◆ Raw data ◆
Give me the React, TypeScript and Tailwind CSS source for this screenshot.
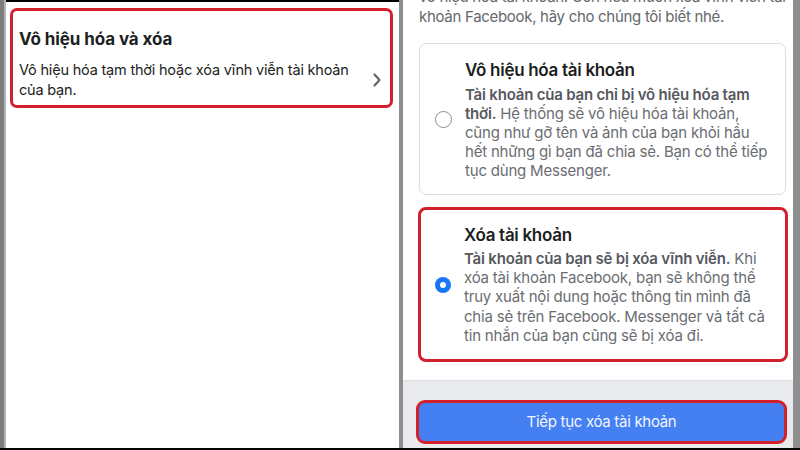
import React from "react";

const font = { fontFamily: "Inter, 'Noto Sans', sans-serif" };

function Radio({ checked }: { checked: boolean }) {
  return checked ? (
    <div className="w-[16px] h-[16px] rounded-full bg-[#1877f2] flex items-center justify-center shrink-0">
      <div className="w-[6px] h-[6px] rounded-full bg-white" />
    </div>
  ) : (
    <div className="w-[17px] h-[17px] rounded-full border-[1.5px] border-[#8a8d91] bg-white shrink-0" />
  );
}

export default function App() {
  return (
    <div className="w-[800px] h-[450px] flex flex-col bg-black overflow-hidden" style={font}>
      <div className="flex h-[448px]">
        {/* left bezel */}
        <div className="w-[4px] bg-[#7d7d7d]" />
        <div className="w-[2px] bg-[#b5b5b5]" />
        {/* left panel */}
        <div className="w-[393px] bg-white border-t-[2px] border-black pt-[6px] pl-[4px] pr-[6px]">
          <div className="h-[100px] border-[3px] border-[#d3202d] rounded-[7px] pl-[6px] pr-[6px] pt-[17px]">
            <div className="text-[17px] leading-[22px] font-bold text-[#1c1e21] tracking-[-0.1px]">
              Vô hiệu hóa và xóa
            </div>
            <div className="flex items-center mt-[10px]">
              <div className="flex-1 text-[14.5px] leading-[20px] text-[#1c1e21] tracking-[-0.2px] whitespace-nowrap">
                Vô hiệu hóa tạm thời hoặc xóa vĩnh viễn tài khoản
                <br />
                của bạn.
              </div>
              <svg width="10" height="16" viewBox="0 0 10 16" className="ml-[10px] mr-[2px] shrink-0">
                <path d="M2.5 2.5 L7.5 8 L2.5 13.5" fill="none" stroke="#606770" strokeWidth="2.2" strokeLinecap="round" strokeLinejoin="round" />
              </svg>
            </div>
          </div>
        </div>
        {/* divider */}
        <div className="w-[4px] bg-[#8f8f8f]" />
        {/* right panel */}
        <div className="w-[390px] bg-white flex flex-col overflow-hidden">
          <div className="flex-1 pl-[16px] pr-[7px]">
            <div className="mt-[-13px] text-[15px] leading-[20px] text-[#65676b] tracking-[-0.3px] whitespace-nowrap">
              vô hiệu hóa tài khoản. Còn nếu muốn xóa vĩnh viễn tài
              <br />
              khoản Facebook, hãy cho chúng tôi biết nhé.
            </div>
            <div className="mt-[16px] h-[152px] border border-[#dadde1] rounded-[7px] flex items-center">
              <div className="w-[45px] flex justify-center pl-[2px]">
                <Radio checked={false} />
              </div>
              <div className="flex-1 pr-[10px]">
                <div className="text-[17px] leading-[22px] font-semibold text-[#1c1e21] tracking-[-0.3px]">
                  Vô hiệu hóa tài khoản
                </div>
                <div className="mt-[4px] text-[15px] leading-[19px] text-[#6a6d72] tracking-[-0.2px] whitespace-nowrap">
                  <span className="font-semibold text-[#55585e]">
                    Tài khoản của bạn chỉ bị vô hiệu hóa tạm
                    <br />
                    thời.
                  </span>{" "}
                  Hệ thống sẽ vô hiệu hóa tài khoản,
                  <br />
                  cũng như gỡ tên và ảnh của bạn khỏi hầu
                  <br />
                  hết những gì bạn đã chia sẻ. Bạn có thể tiếp
                  <br />
                  tục dùng Messenger.
                </div>
              </div>
            </div>
            <div className="mt-[12px] ml-[-1px] mr-[-2px] h-[155px] border-[3px] border-[#d3202d] rounded-[8px] flex items-center">
              <div className="w-[43px] flex justify-center">
                <Radio checked={true} />
              </div>
              <div className="flex-1 pr-[10px]">
                <div className="text-[17px] leading-[22px] font-semibold text-[#1c1e21] tracking-[-0.3px]">
                  Xóa tài khoản
                </div>
                <div className="mt-[3px] text-[15px] leading-[19.25px] text-[#6a6d72] tracking-[-0.2px] whitespace-nowrap">
                  <span className="font-semibold text-[#55585e]">Tài khoản của bạn sẽ bị xóa vĩnh viễn.</span> Khi
                  <br />
                  xóa tài khoản Facebook, bạn sẽ không thể
                  <br />
                  truy xuất nội dung hoặc thông tin mình đã
                  <br />
                  chia sẻ trên Facebook. Messenger và tất cả
                  <br />
                  tin nhắn của bạn cũng sẽ bị xóa đi.
                </div>
              </div>
            </div>
          </div>
          <div className="h-[68px] bg-[#e9eaee] border-t border-[#dcdee2] pt-[19px] pl-[13px] pr-[6px]">
            <div className="h-[44px] border-[3px] border-[#d3202d] rounded-[9px] bg-[#4580f3] flex items-center justify-center">
              <span className="text-[15px] text-[#f2f6ff] tracking-[-0.3px]">Tiếp tục xóa tài khoản</span>
            </div>
          </div>
        </div>
        {/* right bezel */}
        <div className="w-[7px] bg-[#8f8f8f]" />
      </div>
      <div className="h-[2px] bg-black" />
    </div>
  );
}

◆ Exercise objective ◆
In the copy, include no pictures; restate the listing above exactly.

◆ Problem solution ◆
Give me the React, TypeScript and Tailwind CSS source for this screenshot.
import React from "react";

const font = { fontFamily: "Inter, 'Noto Sans', sans-serif" };

function Radio({ checked }: { checked: boolean }) {
  return checked ? (
    <div className="w-[16px] h-[16px] rounded-full bg-[#1877f2] flex items-center justify-center shrink-0">
      <div className="w-[6px] h-[6px] rounded-full bg-white" />
    </div>
  ) : (
    <div className="w-[17px] h-[17px] rounded-full border-[1.5px] border-[#8a8d91] bg-white shrink-0" />
  );
}

export default function App() {
  return (
    <div className="w-[800px] h-[450px] flex flex-col bg-black overflow-hidden" style={font}>
      <div className="flex h-[448px]">
        {/* left bezel */}
        <div className="w-[4px] bg-[#7d7d7d]" />
        <div className="w-[2px] bg-[#b5b5b5]" />
        {/* left panel */}
        <div className="w-[393px] bg-white border-t-[2px] border-black pt-[6px] pl-[4px] pr-[6px]">
          <div className="h-[100px] border-[3px] border-[#d3202d] rounded-[7px] pl-[6px] pr-[6px] pt-[17px]">
            <div className="text-[17px] leading-[22px] font-bold text-[#1c1e21] tracking-[-0.1px]">
              Vô hiệu hóa và xóa
            </div>
            <div className="flex items-center mt-[10px]">
              <div className="flex-1 text-[14.5px] leading-[20px] text-[#1c1e21] tracking-[-0.2px] whitespace-nowrap">
                Vô hiệu hóa tạm thời hoặc xóa vĩnh viễn tài khoản
                <br />
                của bạn.
              </div>
              <svg width="10" height="16" viewBox="0 0 10 16" className="ml-[10px] mr-[2px] shrink-0">
                <path d="M2.5 2.5 L7.5 8 L2.5 13.5" fill="none" stroke="#606770" strokeWidth="2.2" strokeLinecap="round" strokeLinejoin="round" />
              </svg>
            </div>
          </div>
        </div>
        {/* divider */}
        <div className="w-[4px] bg-[#8f8f8f]" />
        {/* right panel */}
        <div className="w-[390px] bg-white flex flex-col overflow-hidden">
          <div className="flex-1 pl-[16px] pr-[7px]">
            <div className="mt-[-13px] text-[15px] leading-[20px] text-[#65676b] tracking-[-0.3px] whitespace-nowrap">
              vô hiệu hóa tài khoản. Còn nếu muốn xóa vĩnh viễn tài
              <br />
              khoản Facebook, hãy cho chúng tôi biết nhé.
            </div>
            <div className="mt-[16px] h-[152px] border border-[#dadde1] rounded-[7px] flex items-center">
              <div className="w-[45px] flex justify-center pl-[2px]">
                <Radio checked={false} />
              </div>
              <div className="flex-1 pr-[10px]">
                <div className="text-[17px] leading-[22px] font-semibold text-[#1c1e21] tracking-[-0.3px]">
                  Vô hiệu hóa tài khoản
                </div>
                <div className="mt-[4px] text-[15px] leading-[19px] text-[#6a6d72] tracking-[-0.2px] whitespace-nowrap">
                  <span className="font-semibold text-[#55585e]">
                    Tài khoản của bạn chỉ bị vô hiệu hóa tạm
                    <br />
                    thời.
                  </span>{" "}
                  Hệ thống sẽ vô hiệu hóa tài khoản,
                  <br />
                  cũng như gỡ tên và ảnh của bạn khỏi hầu
                  <br />
                  hết những gì bạn đã chia sẻ. Bạn có thể tiếp
                  <br />
                  tục dùng Messenger.
                </div>
              </div>
            </div>
            <div className="mt-[12px] ml-[-1px] mr-[-2px] h-[155px] border-[3px] border-[#d3202d] rounded-[8px] flex items-center">
              <div className="w-[43px] flex justify-center">
                <Radio checked={true} />
              </div>
              <div className="flex-1 pr-[10px]">
                <div className="text-[17px] leading-[22px] font-semibold text-[#1c1e21] tracking-[-0.3px]">
                  Xóa tài khoản
                </div>
                <div className="mt-[3px] text-[15px] leading-[19.25px] text-[#6a6d72] tracking-[-0.2px] whitespace-nowrap">
                  <span className="font-semibold text-[#55585e]">Tài khoản của bạn sẽ bị xóa vĩnh viễn.</span> Khi
                  <br />
                  xóa tài khoản Facebook, bạn sẽ không thể
                  <br />
                  truy xuất nội dung hoặc thông tin mình đã
                  <br />
                  chia sẻ trên Facebook. Messenger và tất cả
                  <br />
                  tin nhắn của bạn cũng sẽ bị xóa đi.
                </div>
              </div>
            </div>
          </div>
          <div className="h-[68px] bg-[#e9eaee] border-t border-[#dcdee2] pt-[19px] pl-[13px] pr-[6px]">
            <div className="h-[44px] border-[3px] border-[#d3202d] rounded-[9px] bg-[#4580f3] flex items-center justify-center">
              <span className="text-[15px] text-[#f2f6ff] tracking-[-0.3px]">Tiếp tục xóa tài khoản</span>
            </div>
          </div>
        </div>
        {/* right bezel */}
        <div className="w-[7px] bg-[#8f8f8f]" />
      </div>
      <div className="h-[2px] bg-black" />
    </div>
  );
}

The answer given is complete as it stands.